Adoptees deal with a range of difficult emotions throughout their life, leading to a variety of personal problems. Even though adoptees may be told at an early age what specific problems they can expect to face, it makes these issues no less traumatic. In their paper, “Lifelong Issues in Adoption,” researchers Deborah N. Silverstein and Sharon Kaplan identify seven psychological issues with which adoptees struggle.
Loss of parents and/or siblings for an adoptee creates an open wound, according to Sliverstein and Kaplan, because adoptees cannot forget the separation. This makes it more difficult for them to deal with any subsequent losses and to react more strongly to potential losses.
If an adopted child’s birth parents are alive, they feel rejected because their parents gave them away. During the waiting period to be adopted, children with living or deceased birth parents can feel rejected each time they are not chosen by prospective parents. This can lead to adoptees magnifying future rejections or perceived rejections, such as not being picked for a sports team or being turned down for a date. Children may even provoke rejection out of a low sense of self-esteem.
Guilt and Shame
In order to try and understand or make sense of their rejection, children may make themselves the cause of the rejection, leading to guilt and shame. These feelings come from a belief by the adoptee that something must have been wrong with her to cause the rejection.
In order to protect adoptees, adoptive parents may try to minimize an adoptee’s sense of loss, leading to the child putting off the grieving process normally associated with loss.

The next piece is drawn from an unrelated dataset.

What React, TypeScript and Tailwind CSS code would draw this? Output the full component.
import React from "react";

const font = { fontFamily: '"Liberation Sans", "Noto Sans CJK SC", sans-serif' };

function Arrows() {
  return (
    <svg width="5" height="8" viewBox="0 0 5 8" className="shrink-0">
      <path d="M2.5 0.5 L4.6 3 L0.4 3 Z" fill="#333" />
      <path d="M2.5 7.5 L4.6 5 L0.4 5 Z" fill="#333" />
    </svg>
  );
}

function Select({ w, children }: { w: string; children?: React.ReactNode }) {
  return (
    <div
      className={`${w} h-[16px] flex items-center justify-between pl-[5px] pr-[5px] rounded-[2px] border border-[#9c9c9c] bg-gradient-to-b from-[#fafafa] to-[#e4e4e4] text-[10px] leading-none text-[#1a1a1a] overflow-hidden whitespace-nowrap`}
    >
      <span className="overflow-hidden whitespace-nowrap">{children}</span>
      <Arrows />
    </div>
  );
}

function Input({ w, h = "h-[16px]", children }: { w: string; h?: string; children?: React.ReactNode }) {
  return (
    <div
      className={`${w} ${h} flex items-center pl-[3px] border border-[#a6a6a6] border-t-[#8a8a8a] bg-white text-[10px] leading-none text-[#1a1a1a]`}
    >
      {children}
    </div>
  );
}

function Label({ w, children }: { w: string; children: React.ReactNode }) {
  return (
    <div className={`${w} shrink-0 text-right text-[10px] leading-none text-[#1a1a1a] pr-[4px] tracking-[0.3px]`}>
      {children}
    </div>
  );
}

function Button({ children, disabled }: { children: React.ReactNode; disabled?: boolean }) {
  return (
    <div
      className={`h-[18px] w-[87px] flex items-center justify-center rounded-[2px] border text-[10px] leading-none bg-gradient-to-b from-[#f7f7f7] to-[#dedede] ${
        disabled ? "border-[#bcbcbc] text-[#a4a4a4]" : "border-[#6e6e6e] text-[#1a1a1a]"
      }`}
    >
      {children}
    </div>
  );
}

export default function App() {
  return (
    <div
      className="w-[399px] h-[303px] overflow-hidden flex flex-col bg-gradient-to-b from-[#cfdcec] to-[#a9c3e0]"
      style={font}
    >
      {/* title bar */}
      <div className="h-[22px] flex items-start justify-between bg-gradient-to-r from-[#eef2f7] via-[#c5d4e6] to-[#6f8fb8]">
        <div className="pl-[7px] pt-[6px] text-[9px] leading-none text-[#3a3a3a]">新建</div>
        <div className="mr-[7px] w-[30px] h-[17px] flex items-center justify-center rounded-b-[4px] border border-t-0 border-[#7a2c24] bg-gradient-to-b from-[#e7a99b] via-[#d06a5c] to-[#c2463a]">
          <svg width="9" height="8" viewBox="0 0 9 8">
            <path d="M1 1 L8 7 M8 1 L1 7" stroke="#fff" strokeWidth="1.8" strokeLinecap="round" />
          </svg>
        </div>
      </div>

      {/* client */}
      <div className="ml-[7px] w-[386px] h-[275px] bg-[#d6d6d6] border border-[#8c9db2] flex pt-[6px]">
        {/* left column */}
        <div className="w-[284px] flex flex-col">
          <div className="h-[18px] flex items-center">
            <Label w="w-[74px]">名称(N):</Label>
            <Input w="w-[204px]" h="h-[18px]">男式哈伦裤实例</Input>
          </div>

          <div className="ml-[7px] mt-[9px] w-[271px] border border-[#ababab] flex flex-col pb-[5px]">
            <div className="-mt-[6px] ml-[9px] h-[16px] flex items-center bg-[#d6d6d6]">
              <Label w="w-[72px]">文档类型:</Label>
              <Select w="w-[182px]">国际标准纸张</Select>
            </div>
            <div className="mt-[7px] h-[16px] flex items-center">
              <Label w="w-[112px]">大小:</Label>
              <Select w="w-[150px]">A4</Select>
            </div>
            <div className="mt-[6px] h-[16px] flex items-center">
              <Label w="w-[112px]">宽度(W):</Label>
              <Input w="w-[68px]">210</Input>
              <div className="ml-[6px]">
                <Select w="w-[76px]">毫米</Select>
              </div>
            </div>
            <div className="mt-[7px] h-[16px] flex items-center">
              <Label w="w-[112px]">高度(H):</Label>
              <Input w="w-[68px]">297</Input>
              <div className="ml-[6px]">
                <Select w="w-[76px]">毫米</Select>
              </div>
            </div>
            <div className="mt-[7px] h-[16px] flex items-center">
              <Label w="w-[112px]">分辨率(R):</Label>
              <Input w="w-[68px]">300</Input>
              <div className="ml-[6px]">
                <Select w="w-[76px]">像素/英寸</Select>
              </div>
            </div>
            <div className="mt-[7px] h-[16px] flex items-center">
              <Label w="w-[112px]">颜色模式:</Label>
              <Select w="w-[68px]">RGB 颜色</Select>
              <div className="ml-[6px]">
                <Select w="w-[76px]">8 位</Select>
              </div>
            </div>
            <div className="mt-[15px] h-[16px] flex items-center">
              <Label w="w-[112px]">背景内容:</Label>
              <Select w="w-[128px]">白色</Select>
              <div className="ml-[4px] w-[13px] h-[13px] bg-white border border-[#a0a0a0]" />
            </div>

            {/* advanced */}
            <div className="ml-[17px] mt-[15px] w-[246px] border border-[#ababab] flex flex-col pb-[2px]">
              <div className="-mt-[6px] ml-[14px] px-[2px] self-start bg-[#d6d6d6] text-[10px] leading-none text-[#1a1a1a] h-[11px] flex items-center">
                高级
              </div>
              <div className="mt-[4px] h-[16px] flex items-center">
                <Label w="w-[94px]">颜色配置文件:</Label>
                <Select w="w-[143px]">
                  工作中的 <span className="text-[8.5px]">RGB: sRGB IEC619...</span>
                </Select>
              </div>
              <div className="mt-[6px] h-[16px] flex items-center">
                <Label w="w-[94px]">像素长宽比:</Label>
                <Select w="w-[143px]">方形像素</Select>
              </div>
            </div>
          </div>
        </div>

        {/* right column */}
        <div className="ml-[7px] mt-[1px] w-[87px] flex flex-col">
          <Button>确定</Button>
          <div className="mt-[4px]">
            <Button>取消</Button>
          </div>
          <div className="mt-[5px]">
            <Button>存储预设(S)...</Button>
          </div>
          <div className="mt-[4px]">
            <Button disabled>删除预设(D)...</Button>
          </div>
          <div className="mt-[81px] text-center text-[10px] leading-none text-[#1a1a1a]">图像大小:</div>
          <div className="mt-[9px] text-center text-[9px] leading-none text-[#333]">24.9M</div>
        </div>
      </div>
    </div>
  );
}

This can lead to behavioral problems as adoptees get older, including depression, aggression or substance abuse. According to a research study done in 1998 by George Fox University, “Adoptees are more likely to have difficulties with drug and alcohol abuse, as well as, eating disorders, attention deficit disorder, infertility, suicide and untimely pregnancies.”
Because they were rejected by one clan and not born into their adopted family, adopted children often face identity crises. This is exacerbated in cases where the adoptee cannot identify his birth parents. This leads many adoptees to, ” . . . join sub-cultures, run away, become pregnant, or totally reject their families,” according to Silverstein and Kaplan.
Due to the perceived rejection by the birth mother, adoptees struggle to trust or get close to anyone, in part because of their shame, and in part because of a fear of rejection. This intimacy issue is more keenly seen in relationships with the opposite sex.
Since they had no control over their adoption process, adopted children frequently cede an inordinate amount of control and authority to their adoptive parents and other authority figures. This can lead to extremes in control issues, such as power struggles with parents or a sense of a lack of responsibility for their actions.